I was attracted to science fiction because it was so wide open. I was able to do anything and there were no walls to hem you in and there was no human condition that you were stopped from examining. Science fiction frees you to go anyplace and examine anything. ~ Octavia E. Butler
From the creature in Frankenstein to the clones of Never Let me Go, and the dual identities of Dr Jekyll and Mr Hyde to the single self in Pluribus, science fiction has always invited us to “imagine if you can” a world that is like ours but not quite. Or not yet. We enter these worlds as curious readers and leave with a better sense of who we are and what we might become because of inevitable advancements (or accidents) in the biomedical sciences and everyday technologies.

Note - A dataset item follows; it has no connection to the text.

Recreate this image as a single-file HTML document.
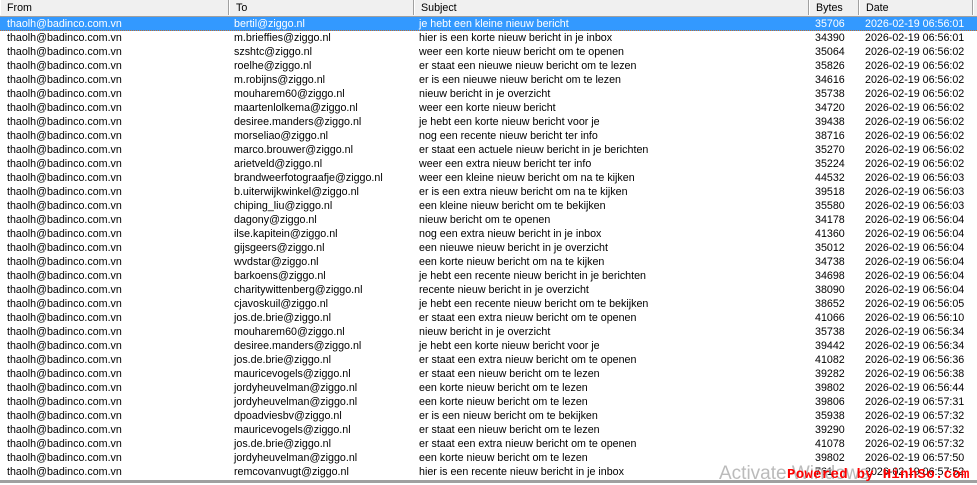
<!DOCTYPE html><html><head><style>
body{margin:0;width:977px;height:483px;overflow:hidden;background:#fff;font-family:"Liberation Sans",sans-serif;font-size:10.7px;position:relative}
.hd{position:absolute;top:0;left:0;width:977px;height:16px;background:#f0f0f0;border-bottom:1px solid #a0a0a0}
.hd div{position:absolute;top:0;height:15px;line-height:16px;padding-left:6px;border-right:1px solid #a0a0a0;border-left:1px solid #fff;box-sizing:border-box;color:#000}
.r{position:absolute;left:0;width:977px;height:14px;line-height:14px;white-space:nowrap}
.r span{position:absolute;top:0}
.sel{background:#3399ff;color:#fff;border-bottom:1px dotted #c07030;box-sizing:border-box}
</style></head><body>
<div class="hd">
<div style="left:0;width:229px">From</div>
<div style="left:229px;width:185px">To</div>
<div style="left:414px;width:395px">Subject</div>
<div style="left:809px;width:50px">Bytes</div>
<div style="left:859px;width:114px">Date</div>
<div style="left:973px;width:6px"></div>
</div>
<div id="rows"></div>
<div style="position:absolute;left:0;top:480px;width:977px;height:3px;background:#a0a0a0"></div>
<div style="position:absolute;left:719px;top:463px;font-size:19px;color:#bbb;white-space:nowrap">Activate Windows</div>
<div style="position:absolute;left:787px;top:467px;font-size:14px;font-weight:bold;color:#f00;font-family:'Liberation Mono',monospace;letter-spacing:0.3px;white-space:nowrap">Powered by HinhSo.com</div>
<script>
var d=[["bertil@ziggo.nl","je hebt een kleine nieuw bericht","35706","06:56:01"],
["m.brieffies@ziggo.nl","hier is een korte nieuw bericht in je inbox","34390","06:56:01"],
["szshtc@ziggo.nl","weer een korte nieuw bericht om te openen","35064","06:56:02"],
["roelhe@ziggo.nl","er staat een nieuwe nieuw bericht om te lezen","35826","06:56:02"],
["m.robijns@ziggo.nl","er is een nieuwe nieuw bericht om te lezen","34616","06:56:02"],
["mouharem60@ziggo.nl","nieuw bericht in je overzicht","35738","06:56:02"],
["maartenlolkema@ziggo.nl","weer een korte nieuw bericht","34720","06:56:02"],
["desiree.manders@ziggo.nl","je hebt een korte nieuw bericht voor je","39438","06:56:02"],
["morseliao@ziggo.nl","nog een recente nieuw bericht ter info","38716","06:56:02"],
["marco.brouwer@ziggo.nl","er staat een actuele nieuw bericht in je berichten","35270","06:56:02"],
["arietveld@ziggo.nl","weer een extra nieuw bericht ter info","35224","06:56:02"],
["brandweerfotograafje@ziggo.nl","weer een kleine nieuw bericht om na te kijken","44532","06:56:03"],
["b.uiterwijkwinkel@ziggo.nl","er is een extra nieuw bericht om na te kijken","39518","06:56:03"],
["chiping_liu@ziggo.nl","een kleine nieuw bericht om te bekijken","35580","06:56:03"],
["dagony@ziggo.nl","nieuw bericht om te openen","34178","06:56:04"],
["ilse.kapitein@ziggo.nl","nog een extra nieuw bericht in je inbox","41360","06:56:04"],
["gijsgeers@ziggo.nl","een nieuwe nieuw bericht in je overzicht","35012","06:56:04"],
["wvdstar@ziggo.nl","een korte nieuw bericht om na te kijken","34738","06:56:04"],
["barkoens@ziggo.nl","je hebt een recente nieuw bericht in je berichten","34698","06:56:04"],
["charitywittenberg@ziggo.nl","recente nieuw bericht in je overzicht","38090","06:56:04"],
["cjavoskuil@ziggo.nl","je hebt een recente nieuw bericht om te bekijken","38652","06:56:05"],
["jos.de.brie@ziggo.nl","er staat een extra nieuw bericht om te openen","41066","06:56:10"],
["mouharem60@ziggo.nl","nieuw bericht in je overzicht","35738","06:56:34"],
["desiree.manders@ziggo.nl","je hebt een korte nieuw bericht voor je","39442","06:56:34"],
["jos.de.brie@ziggo.nl","er staat een extra nieuw bericht om te openen","41082","06:56:36"],
["mauricevogels@ziggo.nl","er staat een nieuw bericht om te lezen","39282","06:56:38"],
["jordyheuvelman@ziggo.nl","een korte nieuw bericht om te lezen","39802","06:56:44"],
["jordyheuvelman@ziggo.nl","een korte nieuw bericht om te lezen","39806","06:57:31"],
["dpoadviesbv@ziggo.nl","er is een nieuw bericht om te bekijken","35938","06:57:32"],
["mauricevogels@ziggo.nl","er staat een nieuw bericht om te lezen","39290","06:57:32"],
["jos.de.brie@ziggo.nl","er staat een extra nieuw bericht om te openen","41078","06:57:32"],
["jordyheuvelman@ziggo.nl","een korte nieuw bericht om te lezen","39802","06:57:50"],
["remcovanvugt@ziggo.nl","hier is een recente nieuw bericht in je inbox","761","06:57:52"]];
var h="";d.forEach(function(r,i){h+='<div class="r'+(i==0?' sel':'')+'" style="top:'+(17+i*14)+'px"><span style="left:7px">thaolh@badinco.com.vn</span><span style="left:234px">'+r[0]+'</span><span style="left:419px">'+r[1]+'</span><span style="left:815px">'+r[2]+'</span><span style="left:865px">2026-02-19 '+r[3]+'</span></div>';});
document.getElementById("rows").innerHTML=h;
</script>
</body></html>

While all literature and art introduce us to new perspectives on familiar topics, science fiction shakes us out of our habituated ways of thinking by forcing us to confront our greatest desires and worst fears in strange and often unsettling ways. Octavia Butler employed science fiction as a framework to decenter the powerful and empower the marginalized, presciently spotlight environmental degradation, and critique oppressive systems of race, gender and sexuality. The genre allows us, (like OEB) to explore and critique our past, present, and futures in ways we might not otherwise be able to.
For this Polymathic Pizza session, we will engage Professors Erika Wright and Sharon Lloyd about the role that speculative fiction, particularly science fiction, plays in our histories, daily lives and global politics. We will think about our ethical responsibility to these imagined futures as writers, thinkers, scientists, and humans.